- **EXERCISE OBJECTIVE**
Only a number is wanted: how many lines in these records contain the word "this"?

:: GIVEN DATA ::

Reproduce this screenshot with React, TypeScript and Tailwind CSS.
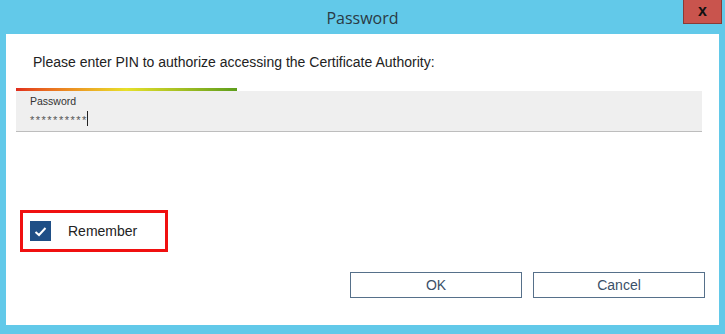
export default function App() {
  return (
    <div className="w-[725px] h-[334px] bg-[#62c9e9] flex flex-col font-['Liberation_Sans',Arial,sans-serif]">
      <div className="h-[34px] relative flex items-center justify-center shrink-0">
        <span className="text-[16px] text-[#2a3a44] font-['Open_Sans','Noto_Sans',sans-serif] pt-[1px]">Password</span>
        <div className="absolute right-[3px] top-0 w-[39px] h-[24px] bg-[#c9544d] border border-[#8a3a35] border-t-0 flex items-center justify-center">
          <span className="text-[16px] font-bold text-[#111] leading-none pb-[2px]">x</span>
        </div>
      </div>
      <div className="flex-1 mx-[6px] mb-[9px] bg-white flex flex-col">
        <p className="pt-[20px] pl-[27px] text-[14px] leading-[16px] text-[#222]">
          Please enter PIN to authorize accessing the Certificate Authority:
        </p>
        <div className="ml-[10px] mt-[18px] w-[221px] h-[3px] bg-gradient-to-r from-[#e02a1c] via-[#e6e02a] to-[#5d9e1c]" />
        <div className="ml-[10px] w-[686px] h-[41px] bg-[#efefef] border-b border-[#bdbdbd] pl-[14px] pt-[4px]">
          <div className="text-[10.5px] leading-[12px] text-[#333]">Password</div>
          <div className="flex items-center mt-[3px]">
            <span className="text-[11px] leading-[12px] text-[#555] tracking-[1.5px] pt-[4px]">**********</span>
            <span className="w-px h-[15px] bg-[#222] -ml-[1px]" />
          </div>
        </div>
        <div className="mt-[78px] ml-[14px] w-[148px] h-[42px] border-[3px] border-[#f01010] flex items-center pl-[7px]">
          <div className="w-[21px] h-[20px] bg-[#1f4f86] flex items-center justify-center">
            <svg width="13" height="11" viewBox="0 0 13 11">
              <path d="M1.5 6 L5 9 L11.5 2" stroke="white" strokeWidth="2" fill="none" />
            </svg>
          </div>
          <span className="ml-[17px] text-[14px] text-[#222]">Remember</span>
        </div>
        <div className="mt-[20px] flex justify-end gap-[11px] pr-[14px]">
          <button className="w-[172px] h-[26px] border border-[#56708a] bg-white text-[14px] text-[#3a5068]">OK</button>
          <button className="w-[172px] h-[26px] border border-[#56708a] bg-white text-[14px] text-[#3a5068]">Cancel</button>
        </div>
      </div>
    </div>
  );
}
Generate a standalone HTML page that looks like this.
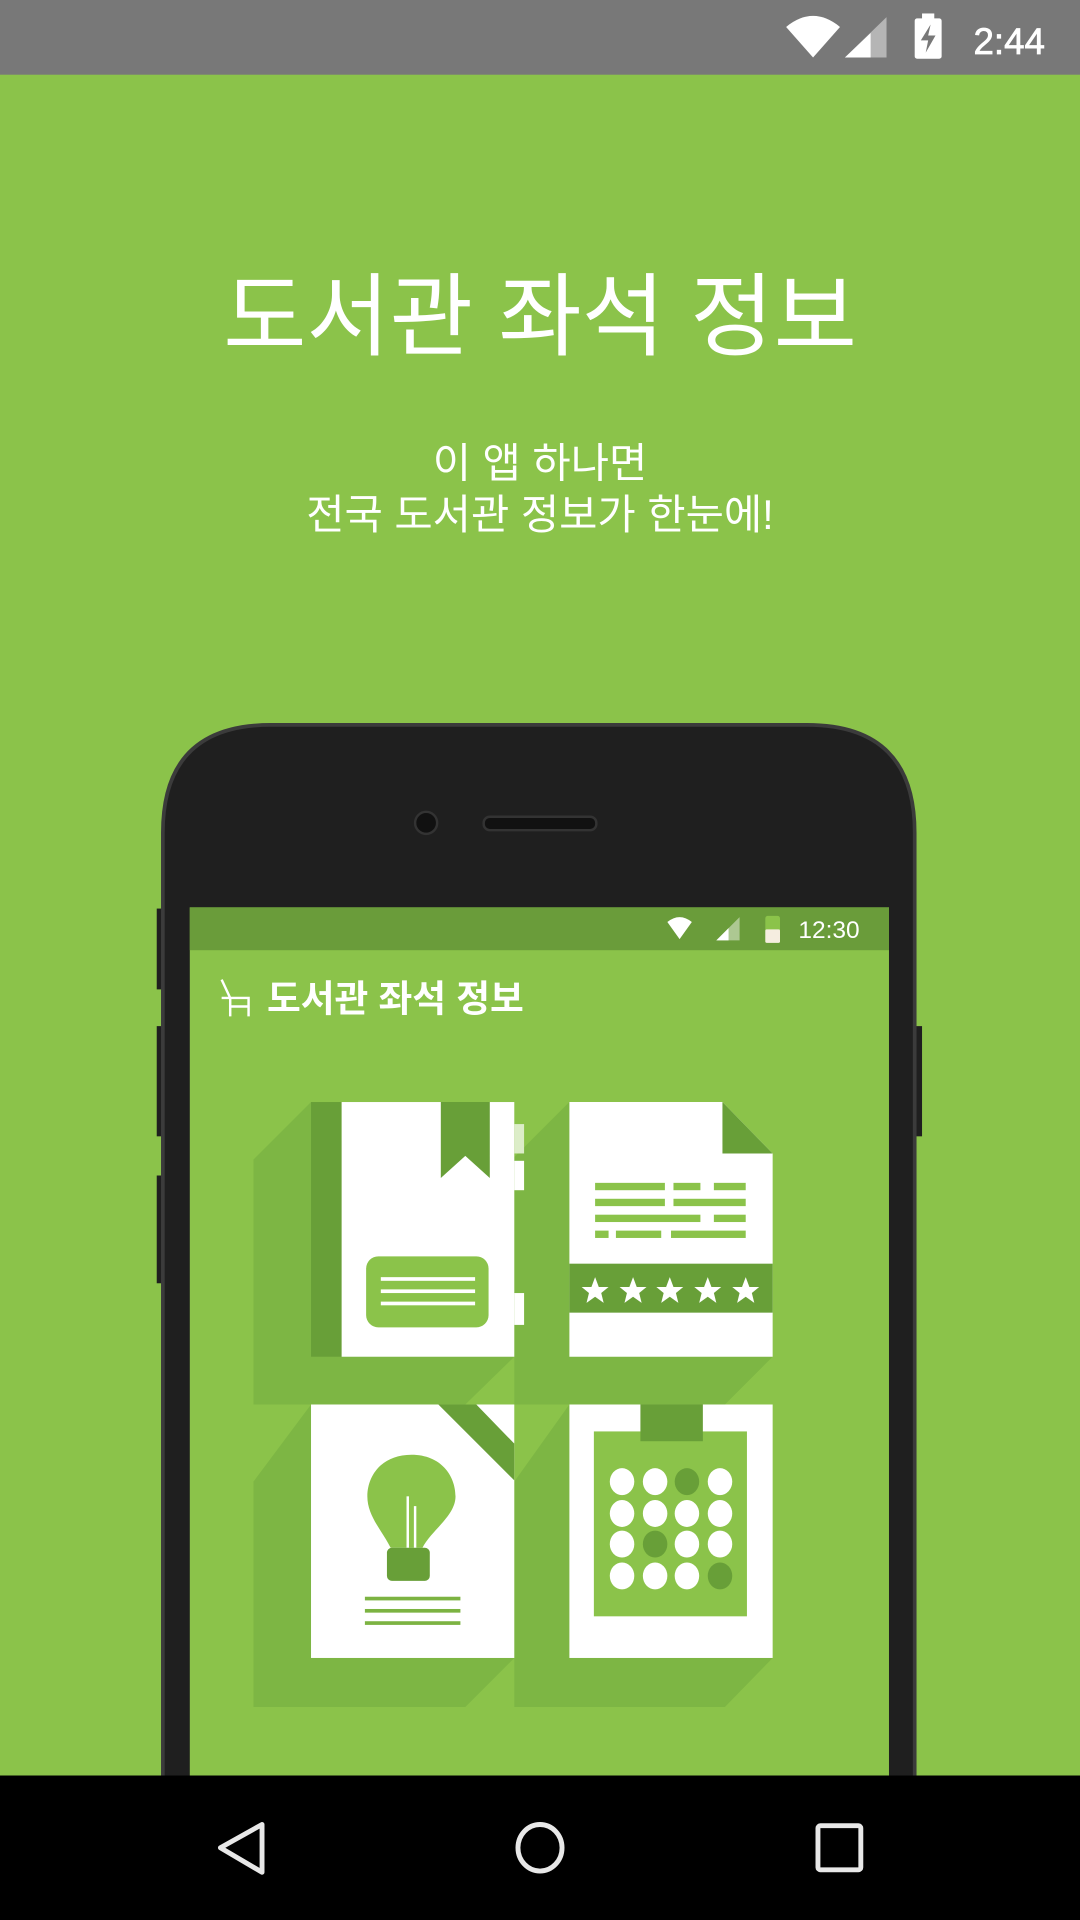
<!DOCTYPE html>
<html><head><meta charset="utf-8"><style>
html,body{margin:0;padding:0;width:1080px;height:1920px;overflow:hidden;background:#8BC34A}
svg{display:block}
text{font-family:"Liberation Sans","Noto Sans CJK KR",sans-serif}
</style></head><body>
<svg width="1080" height="1920" viewBox="0 0 882 1568" xmlns="http://www.w3.org/2000/svg">
<rect width="882" height="1568" fill="#8BC34A"/>
<!-- status bar -->
<rect width="882" height="61" fill="#787878"/>
<path d="M642 22 Q664 4 686 22 L664 47 Z" fill="#fff"/>
<path d="M690 47 L724 14 L724 47 Z" fill="#fff" opacity="0.45"/>
<path d="M690 47 L711 27 L711 47 Z" fill="#fff"/>
<rect x="747" y="15" width="22" height="33" rx="2" fill="#fff"/>
<rect x="753" y="11" width="10" height="5" fill="#fff"/>
<path d="M760 20 L752 33 L758 33 L756 43 L764 29 L758 29 Z" fill="#787878"/>
<text x="795" y="44" font-size="30" fill="#fff" stroke="#fff" stroke-width="0.6">2:44</text>
<!-- titles -->
<text x="441" y="284" font-size="74" fill="#fff" text-anchor="middle">도서관 좌석 정보</text>
<text x="441" y="390" font-size="34" fill="#fff" text-anchor="middle">이 앱 하나면</text>
<text x="441" y="432" font-size="34" fill="#fff" text-anchor="middle">전국 도서관 정보가 한눈에!</text>
<!-- phone -->
<rect x="128" y="742" width="6" height="66" fill="#1f1f1f"/>
<rect x="128" y="838" width="6" height="90" fill="#1f1f1f"/>
<rect x="128" y="960" width="6" height="88" fill="#1f1f1f"/>
<rect x="746" y="838" width="7" height="90" fill="#1f1f1f"/>
<path d="M133 1460 L133 680 Q133 592 221 592 L659 592 Q747 592 747 680 L747 1460 Z" fill="#1f1f1f" stroke="#3b3b3b" stroke-width="3"/>
<circle cx="348" cy="672" r="9" fill="#111" stroke="#333" stroke-width="2"/>
<rect x="395" y="667" width="92" height="11" rx="5" fill="#111" stroke="#333" stroke-width="2"/>
<rect x="155" y="741" width="571" height="720" fill="#8BC34A"/>
<rect x="155" y="741" width="571" height="35" fill="#6A9C3A"/>
<path d="M545 753 Q555 745 565 753 L555 767 Z" fill="#fff"/>
<path d="M585 768 L604 749 L604 768 Z" fill="#fff" opacity="0.45"/>
<path d="M585 768 L595 758 L595 768 Z" fill="#fff"/>
<rect x="625" y="748" width="12" height="22" rx="2" fill="#8BC34A"/>
<rect x="625" y="759" width="12" height="11" rx="1" fill="#f5ede0"/>
<text x="652" y="766" font-size="20" fill="#fff">12:30</text>
<path d="M181 800 L188 815 L188 830 M181 815 L203 815 L203 830 M188 822 L203 822" stroke="#fff" stroke-width="2" fill="none"/>
<text x="218" y="826" font-size="30" font-weight="bold" fill="#fff">도서관 좌석 정보</text>
<!-- shadows -->
<g fill="#7DB644">
<path d="M254 900 L207 947 L207 1147 L380 1147 L420 1108 Z"/>
<path d="M465 900 L420 945 L420 1147 L592 1147 L631 1108 Z"/>
<path d="M254 1147 L207 1210 L207 1394 L380 1394 L420 1354 Z"/>
<path d="M465 1147 L420 1210 L420 1394 L592 1394 L631 1354 Z"/>
</g>
<!-- book -->
<rect x="254" y="900" width="25" height="208" fill="#689F38"/>
<rect x="279" y="900" width="141" height="208" fill="#fff"/>
<path d="M360 900 L400 900 L400 962 L380 944 L360 962 Z" fill="#689F38"/>
<rect x="420" y="918" width="8" height="24" fill="#DCEDC8"/>
<rect x="420" y="948" width="8" height="24" fill="#fff"/>
<rect x="420" y="1056" width="8" height="26" fill="#fff"/>
<rect x="299" y="1026" width="100" height="58" rx="10" fill="#8BC34A"/>
<g fill="#fff"><rect x="311" y="1043" width="77" height="3"/><rect x="311" y="1053" width="77" height="3"/><rect x="311" y="1063" width="77" height="3"/></g>
<!-- doc -->
<path d="M465 900 L590 900 L631 942 L631 1108 L465 1108 Z" fill="#fff"/>
<path d="M590 900 L590 942 L631 942 Z" fill="#689F38"/>
<g fill="#8BC34A">
<rect x="486" y="966" width="57" height="6"/><rect x="550" y="966" width="22" height="6"/><rect x="583" y="966" width="26" height="6"/>
<rect x="486" y="979" width="57" height="6"/><rect x="550" y="979" width="59" height="6"/>
<rect x="486" y="992" width="86" height="6"/><rect x="583" y="992" width="26" height="6"/>
<rect x="486" y="1005" width="11" height="6"/><rect x="503" y="1005" width="37" height="6"/><rect x="548" y="1005" width="61" height="6"/>
</g>
<rect x="465" y="1032" width="166" height="40" fill="#689F38"/>
<g fill="#fff">
<path id="st" d="M486 1043 L489 1051 L497 1051 L491 1056 L493 1064 L486 1059 L479 1064 L481 1056 L475 1051 L483 1051 Z"/>
<use href="#st" x="31"/><use href="#st" x="61"/><use href="#st" x="92"/><use href="#st" x="123"/>
</g>
<!-- bulb card -->
<rect x="254" y="1147" width="166" height="207" fill="#fff"/>
<path d="M358 1147 L389 1147 L420 1179 L420 1209 Z" fill="#689F38"/>
<path d="M336 1188 C312 1188 300 1205 300 1222 C300 1238 312 1250 319 1264 L345 1264 C352 1250 372 1238 372 1222 C372 1205 360 1188 336 1188 Z" fill="#8BC34A"/>
<rect x="332" y="1222" width="2" height="44" fill="#fff"/>
<rect x="338" y="1230" width="2" height="36" fill="#fff"/>
<rect x="316" y="1264" width="35" height="27" rx="4" fill="#689F38"/>
<g fill="#7CB342"><rect x="298" y="1304" width="78" height="3"/><rect x="298" y="1314" width="78" height="3"/><rect x="298" y="1324" width="78" height="3"/></g>
<!-- calendar -->
<rect x="465" y="1147" width="166" height="207" fill="#fff"/>
<rect x="485" y="1169" width="125" height="151" fill="#8BC34A"/>
<rect x="523" y="1147" width="51" height="30" fill="#689F38"/>
<g fill="#fff">
<ellipse cx="508" cy="1210" rx="10" ry="11"/><ellipse cx="535" cy="1210" rx="10" ry="11"/><ellipse cx="561" cy="1210" rx="10" ry="11" fill="#689F38"/><ellipse cx="588" cy="1210" rx="10" ry="11"/>
<ellipse cx="508" cy="1236" rx="10" ry="11"/><ellipse cx="535" cy="1236" rx="10" ry="11"/><ellipse cx="561" cy="1236" rx="10" ry="11"/><ellipse cx="588" cy="1236" rx="10" ry="11"/>
<ellipse cx="508" cy="1261" rx="10" ry="11"/><ellipse cx="535" cy="1261" rx="10" ry="11" fill="#689F38"/><ellipse cx="561" cy="1261" rx="10" ry="11"/><ellipse cx="588" cy="1261" rx="10" ry="11"/>
<ellipse cx="508" cy="1287" rx="10" ry="11"/><ellipse cx="535" cy="1287" rx="10" ry="11"/><ellipse cx="561" cy="1287" rx="10" ry="11"/><ellipse cx="588" cy="1287" rx="10" ry="11" fill="#689F38"/>
</g>
<!-- nav bar -->
<rect x="0" y="1450" width="882" height="118" fill="#000"/>
<path d="M214 1490 L214 1529 L180 1509 Z" fill="none" stroke="#e8e8e8" stroke-width="4" stroke-linejoin="round"/>
<ellipse cx="441" cy="1509" rx="18" ry="19" fill="none" stroke="#e8e8e8" stroke-width="4"/>
<rect x="668" y="1491" width="35" height="36" rx="2" fill="none" stroke="#e8e8e8" stroke-width="4"/>
</svg>
</body></html>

:::

- **PROBLEM SOLUTION**
2